Yikes said | December 2nd 2008 @ 8:33am | Report comment
Amen!
Taylor Bridge said | December 2nd 2008 @ 1:38pm | Report comment
On the money, it wa s bread from heaven.
if John williamson cant do it get him to delegate a clone.
mtngry said | December 2nd 2008 @ 1:51pm | Report comment
We need baritones to sing Advance Australia fair and give everyone a chance to hit the high notes.
Dave said | December 2nd 2008 @ 2:26pm | Report comment
Taylor Bridge, ANYONE but John Williamson!! When he sings, the entire world is treated to a fabricated ‘ocker accent the likes of which hasn’t been heard since Barry McKenzie.

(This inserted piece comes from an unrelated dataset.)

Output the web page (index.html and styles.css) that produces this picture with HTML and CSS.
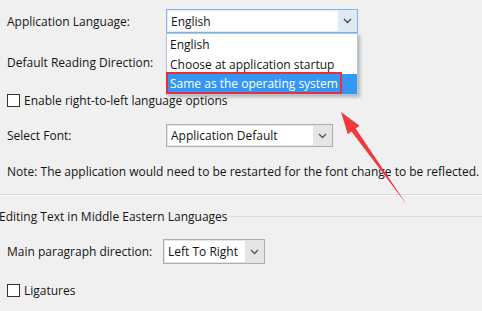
FILE: index.html
```html
<!DOCTYPE html>
<html>
<head>
<meta charset="utf-8">
<link rel="stylesheet" href="styles.css">
</head>
<body>
<div class="page">
  <div class="row row-lang">
    <span class="label">Application Language:</span>
    <div class="combo combo-focus combo-lang">
      <span class="field">English</span>
      <span class="btn"><svg width="9" height="6" viewBox="0 0 9 6"><path d="M1 1 L4.5 4.5 L8 1" fill="none" stroke="#444" stroke-width="1.3"/></svg></span>
      <div class="popup">
        <div class="item">English</div>
        <div class="item">Choose at application startup</div>
        <div class="item item-sel">Same as the operating system</div>
        <div class="redbox"></div>
      </div>
    </div>
  </div>
  <div class="row row-dir">
    <span class="label">Default Reading Direction:</span>
  </div>
  <div class="row row-check">
    <span class="checkbox"></span>
    <span>Enable right-to-left language options</span>
  </div>
  <div class="row row-font">
    <span class="label">Select Font:</span>
    <div class="combo combo-font">
      <span class="field">Application Default</span>
      <span class="btn"><svg width="9" height="6" viewBox="0 0 9 6"><path d="M1 1 L4.5 4.5 L8 1" fill="none" stroke="#555" stroke-width="1.3"/></svg></span>
    </div>
  </div>
  <p class="note">Note: The application would need to be restarted for the font change to be reflected.</p>
  <div class="sep"></div>
  <div class="group-title">
    <span>Editing Text in Middle Eastern Languages</span>
    <span class="group-line"></span>
  </div>
  <div class="row row-para">
    <span class="label label-para">Main paragraph direction:</span>
    <div class="combo combo-para">
      <span class="field">Left To Right</span>
      <span class="btn"><svg width="9" height="6" viewBox="0 0 9 6"><path d="M1 1 L4.5 4.5 L8 1" fill="none" stroke="#555" stroke-width="1.3"/></svg></span>
    </div>
  </div>
  <div class="row row-lig">
    <span class="checkbox"></span>
    <span>Ligatures</span>
  </div>
</div>
<svg class="arrow" width="482" height="311" viewBox="0 0 482 311">
  <path d="M407 205 L351.5 131.6 L347.8 134.2 L341 112 L359.6 125.8 L355.7 128.6 Z" fill="#f0393d"/>
</svg>
</body>
</html>
```

FILE: styles.css
```css
html, body {
  margin: 0;
  padding: 0;
  background: #f0f0f0;
}
body {
  width: 482px;
  height: 311px;
  overflow: hidden;
  position: relative;
  font-family: "Open Sans", "Noto Sans", sans-serif;
  font-size: 12px;
  color: #141414;
}
.page {
  padding-left: 7px;
}
.row {
  display: flex;
  align-items: center;
}
.label {
  width: 159px;
  flex: none;
}
.row-lang { margin-top: 9px; height: 24px; }
.row-dir { margin-top: 17px; height: 24px; }
.row-check { margin-top: 19px; height: 14px; gap: 4px; }
.row-font { margin-top: 17px; height: 23px; }
.row-para { margin-top: 15px; height: 25px; }
.row-lig { margin-top: 19px; height: 14px; gap: 4px; }
.label-para { width: 156px; }

.checkbox {
  width: 11px;
  height: 11px;
  border: 1px solid #333;
  background: #fff;
  flex: none;
}

.combo {
  position: relative;
  box-sizing: border-box;
  height: 100%;
  display: flex;
  border: 1px solid #adadad;
  background: #e5e5e5;
  padding: 1px;
}
.combo .field {
  flex: 1;
  background: #fff;
  display: flex;
  align-items: center;
  padding-left: 3px;
}
.combo .btn {
  width: 18px;
  display: flex;
  align-items: center;
  justify-content: center;
  flex: none;
}
.combo-lang {
  width: 192px;
  border-color: #7eb4ea;
  background: #dfeaf6;
}
.combo-font { width: 167px; }
.combo-para { width: 102px; }

.popup {
  position: absolute;
  left: -1px;
  top: 23px;
  width: 192px;
  box-sizing: border-box;
  height: 62px;
  background: #fff;
  border: 1px solid #a9c7e6;
  padding-top: 1px;
  box-shadow: 2px 2px 3px rgba(0,0,0,0.25);
  z-index: 2;
}
.item {
  height: 19.5px;
  line-height: 19.5px;
  padding-left: 3px;
  white-space: nowrap;
}
.item-sel {
  background: #3497f3;
  color: #fff;
}
.redbox {
  position: absolute;
  left: -1px;
  top: 38px;
  width: 176px;
  height: 22px;
  box-sizing: border-box;
  border: 2px solid #ec2e37;
}

.note {
  margin: 17px 0 0;
  height: 16px;
  line-height: 16px;
  white-space: nowrap;
}
.sep {
  margin: 14px 0 0 -7px;
  height: 0;
  border-top: 1px solid #dadada;
  border-bottom: 1px solid #fafafa;
}
.group-title {
  margin: 12px 0 0 -8px;
  height: 16px;
  display: flex;
  align-items: center;
  white-space: nowrap;
}
.group-line {
  flex: 1;
  margin-left: 2px;
  border-top: 1px solid #dadada;
}

.arrow {
  position: absolute;
  left: 0;
  top: 0;
  pointer-events: none;
}
```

Homer said | December 2nd 2008 @ 3:18pm | Report comment
Bring back the Brumbies Choir. 30 bearded, beer gutted men belting out Tie me Kangaroo Down Sport will get the team pumping.
Love the Welsh singing. Fantastic to listen to in the pub agfter the game as well, they just keep going and going.
Dublin Dave said | December 2nd 2008 @ 8:45pm | Report comment
Absolutely!!!
National anthems should be sung by a choir or played by a military or police brass band. This habit of getting some X-factor contestant to sing a “soulful” version of a national anthem that does not lend itself to such a treatment is one import from the United States that should be sent back immediately marked “Damaged Goods”.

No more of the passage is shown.